Throughout the Alzheimer's and Parkinson's Disease (AD/PD) Congress 2017, there were a number of recurring topics providing insight into the current and future focus of Alzheimer's disease (AD) research and development (R&D) efforts.
In particular, consultant to multiple pharmaceutical companies including Eli Lilly and Eisai Jeffrey Cummings claims that we are in the pre-combination era, where we will soon be studying combinations of drug classes. This shift in the way we conceptualise the future AD treatment arises from the fact that many large trials have recently failed due to lack of efficacy, which could indicate that it is unlikely that a single drug will ever achieve a high enough effect on the brain to improve patient's cognition considerably.
For instance, future trials may test a monoclonal antibody drug (such as Biogen's aducanumab) against a BACE-1 inhibitor drug (such as Merck's verubecestat) to test whether the combinatory effect is superior to the effect of the current investigational drugs as monotherapy. However, such a paradigm shift depends on first finding a drug compound with sufficient efficacy and mechanism of action based on clear scientific rationale and second the current challenges being met.
A number of prevailing challenges exist. Possible solutions were presented by a number of lead researchers and industry executives in an industry symposia and forum discussion:
Challenge 1: A number of biomarkers have become available such as b-Amyloid, total tau, and phosphorylated tau in cerebrospinal fluid, but it is still unclear which biomarkers should be used for what purpose. Possible solution: Gain further understanding into the pathway through which proteins such as tau and b-amyloid cause AD so that we know what the biomarker correlates with, for example, neuro-inflammation, AD-specific pathology, andneuronal damage.
In addition, include imaging biomarkers such as tau positron emission tomography (PET) and cognitive tests such as visuo-spatial tests during patient enrollment to test the validity of these tools alongside the investigational drugs.
Challenge 2: We have recently seen consecutive late-phase failures due to insufficient effect sizes on the cognitive performance of AD patients. Possible solution: Identify a patient group where the drug is effective (for example, amyloid-targeting drugs should be studied in prodromal or mild cognitive impairment (MCI) patients). In addition, incorporating more objective endpoints such as electroencephalogram and magnetic resonance imaging endpoints in clinical trials is likely to aid in detecting therapeutic effect.

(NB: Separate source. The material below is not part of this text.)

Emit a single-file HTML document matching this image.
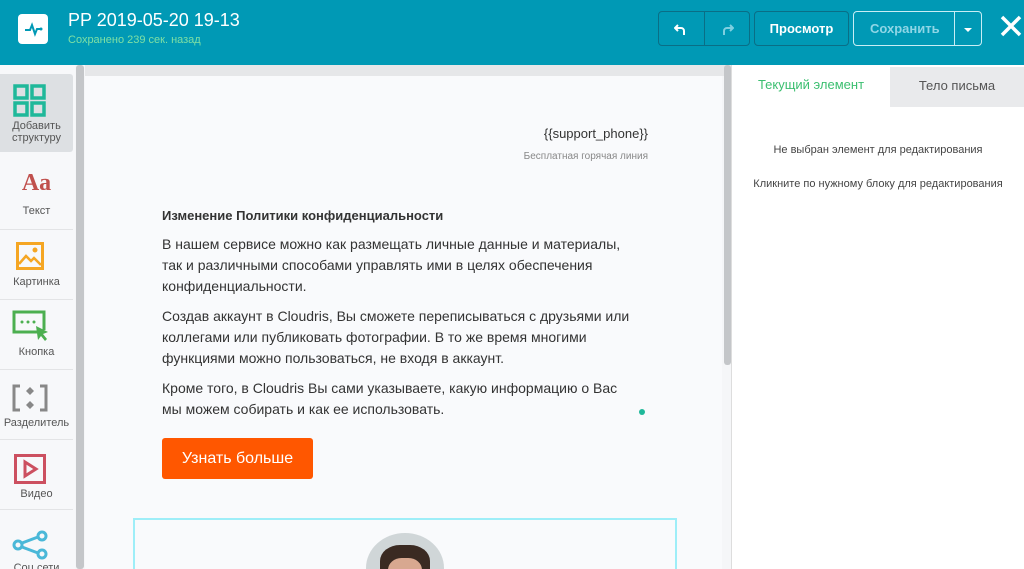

Challenge 3: There is a lack of Phase I drugs in the pipeline and it is unclear what other targets remain to be tested. Possible solution: Repurposing of currently marketed drugs should be explored. AD has been found to have links to multiple metabolic pathways, which suggests that treatments currently used in metabolic conditions may be useful in mitigating AD-associated symptoms.
Challenge 4: There are no animal models for AD, making it difficult to translate findings from animal studies into clinical studies. Possible solution: Facilitate more discussion on what models can be used (such as primates) and what ethical challenges exist.
Success in addressing these urgent problems will be key to finding a drug or combination of drugs that can eventually reverse or slow the progress of AD.